Fleet utilization for VLCCs is expected to rise to 92% next year, up from 89.5% in 2025, according to Jefferies analyst Omar Nokta.

That would mark the highest utilization rate since 2019. Idle ships are becoming rare.

Age is another constraint. Oil majors have tightened vetting standards, which sidelines older vessels. VLCCs, capable of hauling up to 2 mn barrels per voyage, tend to fall out of favor after about 15 years as fuel efficiency drops and safety risks rise.

Nearly 44% of the global VLCC fleet now exceeds that age threshold, and about 18% of those vessels have been sanctioned, said Lars Barstad, chief executive of Frontline, last month.

The usable fleet shrinks even faster than headline numbers suggest.

New deliveries could cool the market. Shipyards are scheduled to hand over more tankers in the second half of 2026, which should cap rates, according to several shipping assessments.

Richard Matthews, head of research at ship broker Gibson, said tanker deliveries next year will reach their highest level since 2009.

Most newbuilds tilt toward refined product tankers rather than crude, but total vessel supply should improve as hulls leave shipyards and enter service.

The shadow fleet complicates everything. Oil traders and shipowners continue to wrestle with a growing group of vessels operating outside Western oversight, often without standard insurance or transparent ownership. Many are old. Many are sanctioned.

Jan Dieleman, president of Cargill Ocean Transportation, said the shadow fleet has become increasingly ungoverned. He added that this outcome likely wasn’t what sanctioning governments intended.

Lloyd’s List Intelligence estimates that 1,423 tankers now move sanctioned oil tied to Russia, Iran, and Venezuela.

Of those, 921 face sanctions from the US, UK, or EU. Roughly 702 of the vessels are crude tankers, and only 148 of those avoid sanctions entirely.

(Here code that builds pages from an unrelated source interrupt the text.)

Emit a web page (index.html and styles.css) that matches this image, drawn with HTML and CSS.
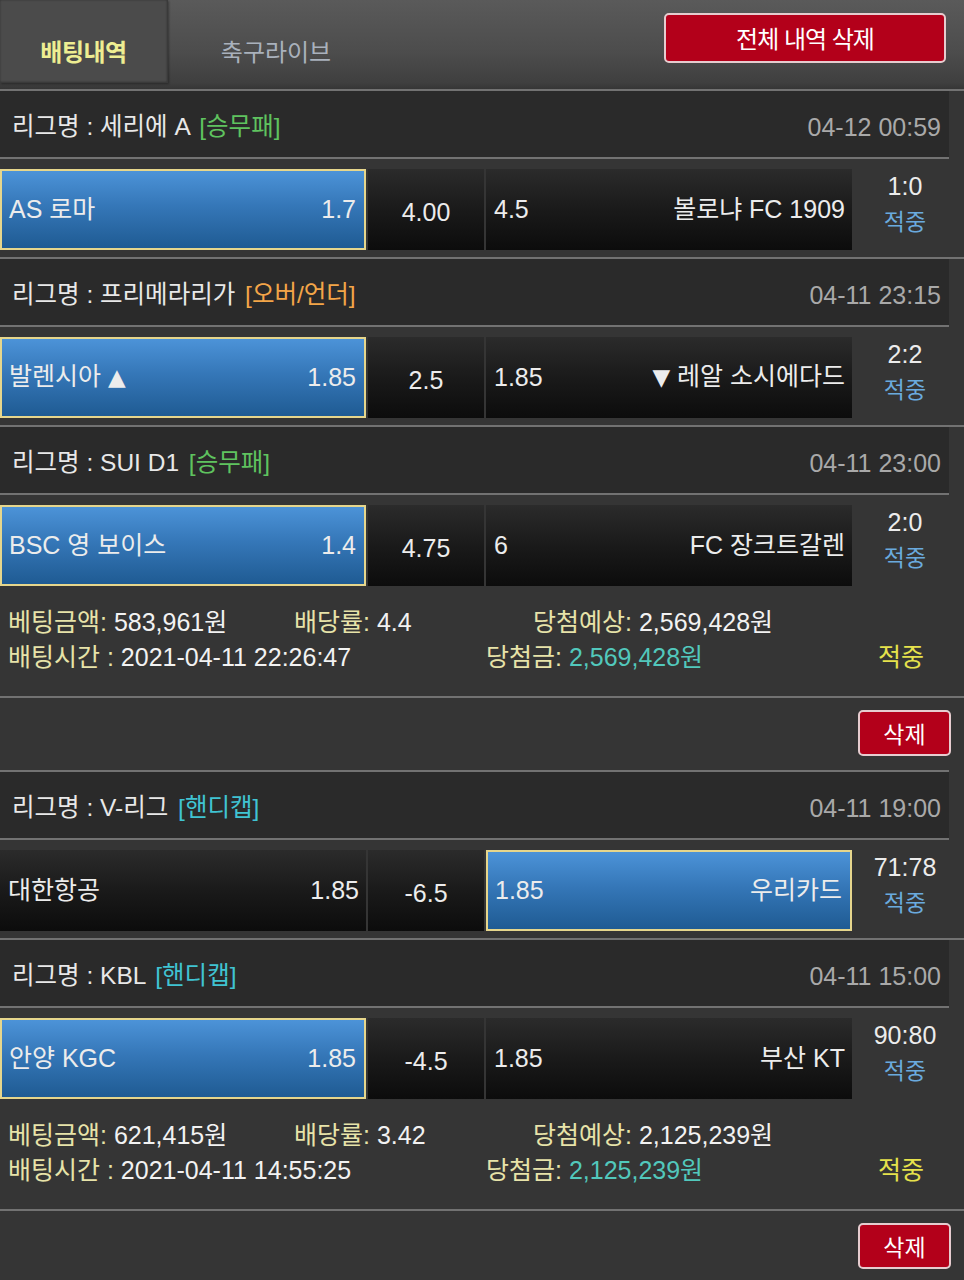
FILE: index.html
```html
<!DOCTYPE html>
<html lang="ko">
<head>
<meta charset="utf-8">
<title>배팅내역</title>
<link rel="stylesheet" href="styles.css">
</head>
<body>
<div class="topbar">
  <div class="tab active">배팅내역</div>
  <div class="tab">축구라이브</div>
  <div class="spacer"></div>
  <button class="btn-red btn-all">전체 내역 삭제</button>
</div>
<div class="line"></div>

<div class="league"><span>리그명 : 세리에 A <span class="tag green">[승무패]</span></span><span class="date">04-12 00:59</span></div>
<div class="line short"></div>
<div class="match">
  <div class="cell team sel"><span>AS 로마</span><span>1.7</span></div>
  <div class="cell mid">4.00</div>
  <div class="cell team"><span>4.5</span><span>볼로냐 FC 1909</span></div>
  <div class="score"><div>1:0</div><div class="hit">적중</div></div>
</div>
<div class="line"></div>

<div class="league"><span>리그명 : 프리메라리가 <span class="tag orange">[오버/언더]</span></span><span class="date">04-11 23:15</span></div>
<div class="line short"></div>
<div class="match">
  <div class="cell team sel"><span>발렌시아 <span class="tri">▲</span></span><span>1.85</span></div>
  <div class="cell mid">2.5</div>
  <div class="cell team"><span>1.85</span><span><span class="tri">▼</span> 레알 소시에다드</span></div>
  <div class="score"><div>2:2</div><div class="hit">적중</div></div>
</div>
<div class="line"></div>

<div class="league"><span>리그명 : SUI D1 <span class="tag green">[승무패]</span></span><span class="date">04-11 23:00</span></div>
<div class="line short"></div>
<div class="match">
  <div class="cell team sel"><span>BSC 영 보이스</span><span>1.4</span></div>
  <div class="cell mid">4.75</div>
  <div class="cell team"><span>6</span><span>FC 장크트갈렌</span></div>
  <div class="score"><div>2:0</div><div class="hit">적중</div></div>
</div>
<div class="summary">
  <div class="srow">
    <span class="c1"><span class="lbl">베팅금액:</span> 583,961원</span>
    <span class="c2"><span class="lbl">배당률:</span> 4.4</span>
    <span><span class="lbl">당첨예상:</span> 2,569,428원</span>
  </div>
  <div class="srow">
    <span class="d1"><span class="lbl">배팅시간 :</span> 2021-04-11 22:26:47</span>
    <span class="d2"><span class="lbl">당첨금:</span> <span class="teal">2,569,428원</span></span>
    <span class="win">적중</span>
  </div>
</div>
<div class="line"></div>
<div class="delrow"><button class="btn-red btn-del">삭제</button></div>
<div class="line short"></div>

<div class="league"><span>리그명 : V-리그 <span class="tag cyan">[핸디캡]</span></span><span class="date">04-11 19:00</span></div>
<div class="line short"></div>
<div class="match">
  <div class="cell team"><span>대한항공</span><span>1.85</span></div>
  <div class="cell mid">-6.5</div>
  <div class="cell team sel"><span>1.85</span><span>우리카드</span></div>
  <div class="score"><div>71:78</div><div class="hit">적중</div></div>
</div>
<div class="line"></div>

<div class="league"><span>리그명 : KBL <span class="tag cyan">[핸디캡]</span></span><span class="date">04-11 15:00</span></div>
<div class="line short"></div>
<div class="match">
  <div class="cell team sel"><span>안양 KGC</span><span>1.85</span></div>
  <div class="cell mid">-4.5</div>
  <div class="cell team"><span>1.85</span><span>부산 KT</span></div>
  <div class="score"><div>90:80</div><div class="hit">적중</div></div>
</div>
<div class="summary">
  <div class="srow">
    <span class="c1"><span class="lbl">베팅금액:</span> 621,415원</span>
    <span class="c2"><span class="lbl">배당률:</span> 3.42</span>
    <span><span class="lbl">당첨예상:</span> 2,125,239원</span>
  </div>
  <div class="srow">
    <span class="d1"><span class="lbl">배팅시간 :</span> 2021-04-11 14:55:25</span>
    <span class="d2"><span class="lbl">당첨금:</span> <span class="teal">2,125,239원</span></span>
    <span class="win">적중</span>
  </div>
</div>
<div class="line"></div>
<div class="delrow"><button class="btn-red btn-del">삭제</button></div>
</body>
</html>
```

FILE: styles.css
```css
* { box-sizing: border-box; }
html, body { margin: 0; padding: 0; }
body {
  width: 964px;
  height: 1280px;
  overflow: hidden;
  background: #353535;
  color: #ececec;
  font-family: "Liberation Sans", "Noto Sans CJK KR", "DejaVu Sans", sans-serif;
  font-size: 23px;
  line-height: 1.2;
}

.topbar {
  height: 89px;
  display: flex;
  align-items: flex-start;
  background: linear-gradient(#5a5a5a, #4c4c4c 60%, #3f3f3f 93%, #363636);
}
.tab {
  height: 83px;
  display: flex;
  align-items: center;
  justify-content: center;
  padding-top: 24px;
  font-size: 24px;
  color: #a9b1bc;
}
.tab:first-child { width: 168px; }
.tab:nth-child(2) { width: 216px; }
.tab.active {
  background: #4b4b4b;
  color: #eeee92;
  font-weight: bold;
  font-size: 24px;
  border-right: 1px solid #3a3a3a;
  border-bottom: 1px solid #3a3a3a;
  box-shadow: inset 0 0 2px rgba(0,0,0,0.4), 1px 1px 2px rgba(0,0,0,0.35);
  letter-spacing: -0.5px;
}
.spacer { flex: 1; }

.btn-red {
  font-family: inherit;
  color: #ffffff;
  background: #b3001a;
  border: 2px solid #e6cccf;
  border-radius: 5px;
  padding: 0;
  display: flex;
  align-items: center;
  justify-content: center;
  cursor: pointer;
}
.btn-all {
  width: 282px;
  height: 50px;
  margin-top: 13px;
  margin-right: 18px;
  font-size: 24px;
  letter-spacing: -1px;
  padding-bottom: 2px;
}
.btn-del {
  width: 93px;
  height: 46px;
  margin-top: 12px;
  margin-right: 13px;
  font-size: 23px;
}

.line { height: 2px; background: #727272; }
.line.short { margin-right: 15px; }

.league {
  height: 66px;
  margin-right: 15px;
  background: #2a2a2a;
  display: flex;
  align-items: center;
  justify-content: space-between;
  padding: 6px 8px 0 12px;
  font-size: 24.5px;
  color: #e8e8e8;
}
.date { color: #a9a9a9; font-size: 25px; }
.tag { margin-left: 3px; }
.tag.green { color: #5fc35f; }
.tag.orange { color: #f3a548; }
.tag.cyan { color: #40c3d2; }

.match {
  height: 98px;
  display: flex;
  gap: 2px;
  padding-top: 10px;
  font-size: 25px;
}
.cell {
  height: 81px;
  display: flex;
  align-items: center;
  background: linear-gradient(#2b2b2b, #1a1a1a 50%, #0c0c0c);
}
.cell.team {
  width: 366px;
  justify-content: space-between;
  padding: 0 7px 2px 8px;
}
.cell.sel {
  border: 2px solid #e6d68c;
  background: linear-gradient(#4c93d8, #3577b8 45%, #1f5b93);
  padding: 0 8px 2px 7px;
}
.cell.mid {
  width: 116px;
  justify-content: center;
  padding-top: 4px;
}
.tri { font-family: "DejaVu Sans", sans-serif; font-size: 23px; }
.score {
  flex: 1;
  height: 81px;
  display: flex;
  flex-direction: column;
  align-items: center;
  justify-content: center;
  padding: 0 8px 12px 0;
  line-height: 36px;
  font-size: 25px;
}
.hit { color: #6aaade; font-size: 23px; }

.summary {
  height: 103px;
  padding: 11px 0 0 8px;
  font-size: 25px;
  color: #f2f2f2;
}
.srow { display: flex; height: 35px; align-items: center; white-space: nowrap; }
.c1 { width: 286px; }
.c2 { width: 239px; }
.d1 { width: 478px; }
.d2 { width: 392px; }
.lbl { color: #e7e3a9; }
.teal { color: #52c8bc; }
.win { color: #e6e24c; }

.delrow {
  height: 72px;
  display: flex;
  justify-content: flex-end;
  align-items: flex-start;
}
```
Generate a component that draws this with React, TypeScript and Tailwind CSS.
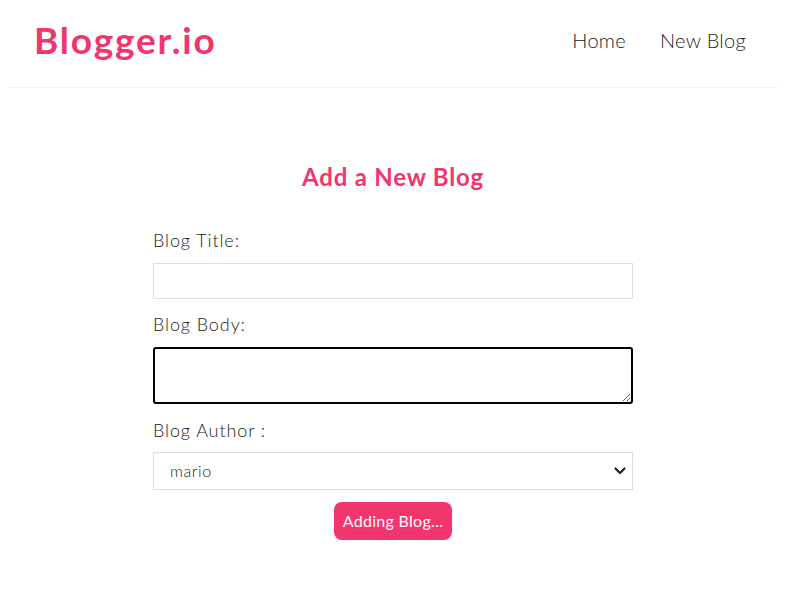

Despite the EU/G7 countries’ sanctions on Russian oil, a majority of vessels carrying Russian oil and oil products are owned and/or insured in the EU and G7 countries. Before the war, Russia was incredibly reliant on Western owned or insured tankers to transport Russian oil globally.

Despite the strong set of tools to cut revenues for the Kremlin’s war chest, EU/G7 countries have allowed the proliferation of the Russian oil trade by insuring tankers transporting Russian oil, according to CREA research.

War risk premiums for Black Sea shipping ticked higher after Ukrainian naval drones struck two sanctioned tankers headed to Novorossiysk, according to Reuters.

The route is already one of the world’s most sensitive freight corridors – grain, crude and refined products all move through these waters shared by Ukraine, Russia, Turkey, Romania, Georgia and Bulgaria – and the latest attacks shook underwriters into repricing exposure almost immediately.

According to Beinsure, seven-day war risk rates for vessels calling at Ukrainian ports climbed to about 0.5% of hull value, up from roughly 0.4% a week earlier.

Insurance coverage for Russian Black Sea ports, which traditionally sits at a higher band, moved into the 0.65-0.8% range versus around 0.6% last week.

For operators already dealing with volatile freight and tight capacity, the shift adds yet another cost layer to voyages that were expensive even before the weekend.

By comparison, the non-sanctioned global crude and fuel tanker fleet numbers about 9,000 vessels. That gap explains why compliant ships command a premium.

Dieleman said tanker rates could shift quickly if conditions change, such as a reopening of Red Sea routes. Until then, according to Beinsure analysts, aging ships, sanctions, and longer voyages keep the market tight. High rates aren’t an anomaly. They’re the setup.